→ TASK PROMPT: Copy the data that follows, character for character, minus the pictures.

+ + + + + + +

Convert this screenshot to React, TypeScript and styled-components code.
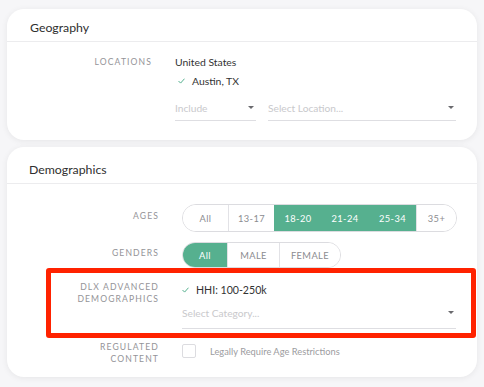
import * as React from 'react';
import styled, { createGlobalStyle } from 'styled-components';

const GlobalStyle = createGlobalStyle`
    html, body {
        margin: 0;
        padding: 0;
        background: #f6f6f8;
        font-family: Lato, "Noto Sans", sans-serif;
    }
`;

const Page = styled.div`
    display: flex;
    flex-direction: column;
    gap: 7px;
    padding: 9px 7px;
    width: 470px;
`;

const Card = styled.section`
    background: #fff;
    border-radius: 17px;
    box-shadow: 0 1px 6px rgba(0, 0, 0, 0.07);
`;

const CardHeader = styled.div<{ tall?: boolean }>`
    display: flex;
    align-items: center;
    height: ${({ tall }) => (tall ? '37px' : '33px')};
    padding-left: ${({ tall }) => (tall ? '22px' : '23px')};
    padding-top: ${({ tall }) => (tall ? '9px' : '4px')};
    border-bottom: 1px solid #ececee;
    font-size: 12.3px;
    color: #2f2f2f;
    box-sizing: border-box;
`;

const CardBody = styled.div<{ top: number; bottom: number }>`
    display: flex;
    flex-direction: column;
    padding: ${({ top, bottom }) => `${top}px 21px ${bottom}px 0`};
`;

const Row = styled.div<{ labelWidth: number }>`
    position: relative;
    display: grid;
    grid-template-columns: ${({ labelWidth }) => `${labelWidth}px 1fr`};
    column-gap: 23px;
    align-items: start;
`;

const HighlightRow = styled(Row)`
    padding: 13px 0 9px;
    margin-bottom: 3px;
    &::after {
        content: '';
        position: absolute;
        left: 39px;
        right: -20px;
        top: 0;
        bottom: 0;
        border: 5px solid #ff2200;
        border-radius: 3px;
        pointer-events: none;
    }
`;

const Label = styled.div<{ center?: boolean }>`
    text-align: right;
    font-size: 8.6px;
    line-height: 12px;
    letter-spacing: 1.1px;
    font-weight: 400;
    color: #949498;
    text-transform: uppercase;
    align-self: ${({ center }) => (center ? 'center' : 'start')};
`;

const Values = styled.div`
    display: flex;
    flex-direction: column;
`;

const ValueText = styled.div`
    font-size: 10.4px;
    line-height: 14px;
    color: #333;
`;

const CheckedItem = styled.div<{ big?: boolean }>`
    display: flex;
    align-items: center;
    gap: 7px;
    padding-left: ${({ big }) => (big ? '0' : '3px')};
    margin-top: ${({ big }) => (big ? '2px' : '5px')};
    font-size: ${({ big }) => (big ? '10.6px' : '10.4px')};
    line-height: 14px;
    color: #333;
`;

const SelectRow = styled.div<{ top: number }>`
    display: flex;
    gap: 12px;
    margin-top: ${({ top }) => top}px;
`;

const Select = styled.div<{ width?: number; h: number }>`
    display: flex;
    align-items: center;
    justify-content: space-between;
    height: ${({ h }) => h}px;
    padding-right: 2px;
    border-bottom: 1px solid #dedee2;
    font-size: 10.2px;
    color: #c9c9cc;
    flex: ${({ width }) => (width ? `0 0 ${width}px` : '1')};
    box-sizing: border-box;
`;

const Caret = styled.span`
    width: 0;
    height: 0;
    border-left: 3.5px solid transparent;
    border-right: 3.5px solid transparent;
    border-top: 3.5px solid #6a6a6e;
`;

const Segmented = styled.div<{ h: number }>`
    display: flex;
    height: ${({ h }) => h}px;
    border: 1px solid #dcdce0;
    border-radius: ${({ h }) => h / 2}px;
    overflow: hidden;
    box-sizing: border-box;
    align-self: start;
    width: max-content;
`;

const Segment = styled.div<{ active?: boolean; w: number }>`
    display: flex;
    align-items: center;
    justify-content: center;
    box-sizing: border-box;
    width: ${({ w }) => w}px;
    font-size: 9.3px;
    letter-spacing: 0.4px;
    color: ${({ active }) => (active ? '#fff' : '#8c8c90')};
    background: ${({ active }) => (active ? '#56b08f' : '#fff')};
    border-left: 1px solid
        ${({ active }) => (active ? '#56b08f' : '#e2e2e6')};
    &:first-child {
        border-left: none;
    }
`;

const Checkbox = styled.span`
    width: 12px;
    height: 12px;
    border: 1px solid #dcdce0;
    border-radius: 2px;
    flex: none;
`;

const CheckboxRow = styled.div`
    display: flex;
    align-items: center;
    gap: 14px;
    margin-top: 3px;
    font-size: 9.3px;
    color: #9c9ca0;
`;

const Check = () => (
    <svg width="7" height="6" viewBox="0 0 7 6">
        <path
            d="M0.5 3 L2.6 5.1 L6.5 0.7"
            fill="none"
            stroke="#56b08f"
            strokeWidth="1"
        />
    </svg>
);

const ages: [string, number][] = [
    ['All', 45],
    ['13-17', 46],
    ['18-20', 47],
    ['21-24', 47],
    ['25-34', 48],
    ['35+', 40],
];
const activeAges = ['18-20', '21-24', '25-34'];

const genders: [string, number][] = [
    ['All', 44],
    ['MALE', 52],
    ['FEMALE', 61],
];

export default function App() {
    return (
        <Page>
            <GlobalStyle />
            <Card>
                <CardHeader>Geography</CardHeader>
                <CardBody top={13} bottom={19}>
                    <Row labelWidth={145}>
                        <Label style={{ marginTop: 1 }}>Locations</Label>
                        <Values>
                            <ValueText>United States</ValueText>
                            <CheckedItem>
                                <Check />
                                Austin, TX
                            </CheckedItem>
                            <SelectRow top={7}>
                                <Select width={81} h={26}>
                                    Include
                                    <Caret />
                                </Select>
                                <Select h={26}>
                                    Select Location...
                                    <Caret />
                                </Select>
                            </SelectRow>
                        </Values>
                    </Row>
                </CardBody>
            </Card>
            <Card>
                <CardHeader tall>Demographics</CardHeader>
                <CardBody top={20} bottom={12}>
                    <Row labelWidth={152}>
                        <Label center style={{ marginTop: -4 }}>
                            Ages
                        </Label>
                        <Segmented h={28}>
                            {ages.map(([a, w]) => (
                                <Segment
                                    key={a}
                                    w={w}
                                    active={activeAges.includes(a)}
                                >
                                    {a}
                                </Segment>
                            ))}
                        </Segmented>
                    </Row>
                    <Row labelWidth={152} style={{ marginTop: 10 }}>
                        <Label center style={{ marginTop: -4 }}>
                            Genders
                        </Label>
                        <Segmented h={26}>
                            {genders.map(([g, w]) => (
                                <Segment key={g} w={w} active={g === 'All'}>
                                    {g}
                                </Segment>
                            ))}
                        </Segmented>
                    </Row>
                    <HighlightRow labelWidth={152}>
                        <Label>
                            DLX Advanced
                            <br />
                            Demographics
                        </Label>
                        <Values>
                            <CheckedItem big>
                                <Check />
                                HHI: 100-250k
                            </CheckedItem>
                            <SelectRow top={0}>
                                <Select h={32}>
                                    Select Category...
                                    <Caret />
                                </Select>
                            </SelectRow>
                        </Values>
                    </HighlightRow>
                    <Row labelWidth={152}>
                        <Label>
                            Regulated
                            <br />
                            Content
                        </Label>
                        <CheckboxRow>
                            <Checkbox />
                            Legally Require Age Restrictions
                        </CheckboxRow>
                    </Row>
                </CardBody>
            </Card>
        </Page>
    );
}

+ + + + + + +

→ WRITTEN ANSWER:
Convert this screenshot to React, TypeScript and styled-components code.
import * as React from 'react';
import styled, { createGlobalStyle } from 'styled-components';

const GlobalStyle = createGlobalStyle`
    html, body {
        margin: 0;
        padding: 0;
        background: #f6f6f8;
        font-family: Lato, "Noto Sans", sans-serif;
    }
`;

const Page = styled.div`
    display: flex;
    flex-direction: column;
    gap: 7px;
    padding: 9px 7px;
    width: 470px;
`;

const Card = styled.section`
    background: #fff;
    border-radius: 17px;
    box-shadow: 0 1px 6px rgba(0, 0, 0, 0.07);
`;

const CardHeader = styled.div<{ tall?: boolean }>`
    display: flex;
    align-items: center;
    height: ${({ tall }) => (tall ? '37px' : '33px')};
    padding-left: ${({ tall }) => (tall ? '22px' : '23px')};
    padding-top: ${({ tall }) => (tall ? '9px' : '4px')};
    border-bottom: 1px solid #ececee;
    font-size: 12.3px;
    color: #2f2f2f;
    box-sizing: border-box;
`;

const CardBody = styled.div<{ top: number; bottom: number }>`
    display: flex;
    flex-direction: column;
    padding: ${({ top, bottom }) => `${top}px 21px ${bottom}px 0`};
`;

const Row = styled.div<{ labelWidth: number }>`
    position: relative;
    display: grid;
    grid-template-columns: ${({ labelWidth }) => `${labelWidth}px 1fr`};
    column-gap: 23px;
    align-items: start;
`;

const HighlightRow = styled(Row)`
    padding: 13px 0 9px;
    margin-bottom: 3px;
    &::after {
        content: '';
        position: absolute;
        left: 39px;
        right: -20px;
        top: 0;
        bottom: 0;
        border: 5px solid #ff2200;
        border-radius: 3px;
        pointer-events: none;
    }
`;

const Label = styled.div<{ center?: boolean }>`
    text-align: right;
    font-size: 8.6px;
    line-height: 12px;
    letter-spacing: 1.1px;
    font-weight: 400;
    color: #949498;
    text-transform: uppercase;
    align-self: ${({ center }) => (center ? 'center' : 'start')};
`;

const Values = styled.div`
    display: flex;
    flex-direction: column;
`;

const ValueText = styled.div`
    font-size: 10.4px;
    line-height: 14px;
    color: #333;
`;

const CheckedItem = styled.div<{ big?: boolean }>`
    display: flex;
    align-items: center;
    gap: 7px;
    padding-left: ${({ big }) => (big ? '0' : '3px')};
    margin-top: ${({ big }) => (big ? '2px' : '5px')};
    font-size: ${({ big }) => (big ? '10.6px' : '10.4px')};
    line-height: 14px;
    color: #333;
`;

const SelectRow = styled.div<{ top: number }>`
    display: flex;
    gap: 12px;
    margin-top: ${({ top }) => top}px;
`;

const Select = styled.div<{ width?: number; h: number }>`
    display: flex;
    align-items: center;
    justify-content: space-between;
    height: ${({ h }) => h}px;
    padding-right: 2px;
    border-bottom: 1px solid #dedee2;
    font-size: 10.2px;
    color: #c9c9cc;
    flex: ${({ width }) => (width ? `0 0 ${width}px` : '1')};
    box-sizing: border-box;
`;

const Caret = styled.span`
    width: 0;
    height: 0;
    border-left: 3.5px solid transparent;
    border-right: 3.5px solid transparent;
    border-top: 3.5px solid #6a6a6e;
`;

const Segmented = styled.div<{ h: number }>`
    display: flex;
    height: ${({ h }) => h}px;
    border: 1px solid #dcdce0;
    border-radius: ${({ h }) => h / 2}px;
    overflow: hidden;
    box-sizing: border-box;
    align-self: start;
    width: max-content;
`;

const Segment = styled.div<{ active?: boolean; w: number }>`
    display: flex;
    align-items: center;
    justify-content: center;
    box-sizing: border-box;
    width: ${({ w }) => w}px;
    font-size: 9.3px;
    letter-spacing: 0.4px;
    color: ${({ active }) => (active ? '#fff' : '#8c8c90')};
    background: ${({ active }) => (active ? '#56b08f' : '#fff')};
    border-left: 1px solid
        ${({ active }) => (active ? '#56b08f' : '#e2e2e6')};
    &:first-child {
        border-left: none;
    }
`;

const Checkbox = styled.span`
    width: 12px;
    height: 12px;
    border: 1px solid #dcdce0;
    border-radius: 2px;
    flex: none;
`;

const CheckboxRow = styled.div`
    display: flex;
    align-items: center;
    gap: 14px;
    margin-top: 3px;
    font-size: 9.3px;
    color: #9c9ca0;
`;

const Check = () => (
    <svg width="7" height="6" viewBox="0 0 7 6">
        <path
            d="M0.5 3 L2.6 5.1 L6.5 0.7"
            fill="none"
            stroke="#56b08f"
            strokeWidth="1"
        />
    </svg>
);

const ages: [string, number][] = [
    ['All', 45],
    ['13-17', 46],
    ['18-20', 47],
    ['21-24', 47],
    ['25-34', 48],
    ['35+', 40],
];
const activeAges = ['18-20', '21-24', '25-34'];

const genders: [string, number][] = [
    ['All', 44],
    ['MALE', 52],
    ['FEMALE', 61],
];

export default function App() {
    return (
        <Page>
            <GlobalStyle />
            <Card>
                <CardHeader>Geography</CardHeader>
                <CardBody top={13} bottom={19}>
                    <Row labelWidth={145}>
                        <Label style={{ marginTop: 1 }}>Locations</Label>
                        <Values>
                            <ValueText>United States</ValueText>
                            <CheckedItem>
                                <Check />
                                Austin, TX
                            </CheckedItem>
                            <SelectRow top={7}>
                                <Select width={81} h={26}>
                                    Include
                                    <Caret />
                                </Select>
                                <Select h={26}>
                                    Select Location...
                                    <Caret />
                                </Select>
                            </SelectRow>
                        </Values>
                    </Row>
                </CardBody>
            </Card>
            <Card>
                <CardHeader tall>Demographics</CardHeader>
                <CardBody top={20} bottom={12}>
                    <Row labelWidth={152}>
                        <Label center style={{ marginTop: -4 }}>
                            Ages
                        </Label>
                        <Segmented h={28}>
                            {ages.map(([a, w]) => (
                                <Segment
                                    key={a}
                                    w={w}
                                    active={activeAges.includes(a)}
                                >
                                    {a}
                                </Segment>
                            ))}
                        </Segmented>
                    </Row>
                    <Row labelWidth={152} style={{ marginTop: 10 }}>
                        <Label center style={{ marginTop: -4 }}>
                            Genders
                        </Label>
                        <Segmented h={26}>
                            {genders.map(([g, w]) => (
                                <Segment key={g} w={w} active={g === 'All'}>
                                    {g}
                                </Segment>
                            ))}
                        </Segmented>
                    </Row>
                    <HighlightRow labelWidth={152}>
                        <Label>
                            DLX Advanced
                            <br />
                            Demographics
                        </Label>
                        <Values>
                            <CheckedItem big>
                                <Check />
                                HHI: 100-250k
                            </CheckedItem>
                            <SelectRow top={0}>
                                <Select h={32}>
                                    Select Category...
                                    <Caret />
                                </Select>
                            </SelectRow>
                        </Values>
                    </HighlightRow>
                    <Row labelWidth={152}>
                        <Label>
                            Regulated
                            <br />
                            Content
                        </Label>
                        <CheckboxRow>
                            <Checkbox />
                            Legally Require Age Restrictions
                        </CheckboxRow>
                    </Row>
                </CardBody>
            </Card>
        </Page>
    );
}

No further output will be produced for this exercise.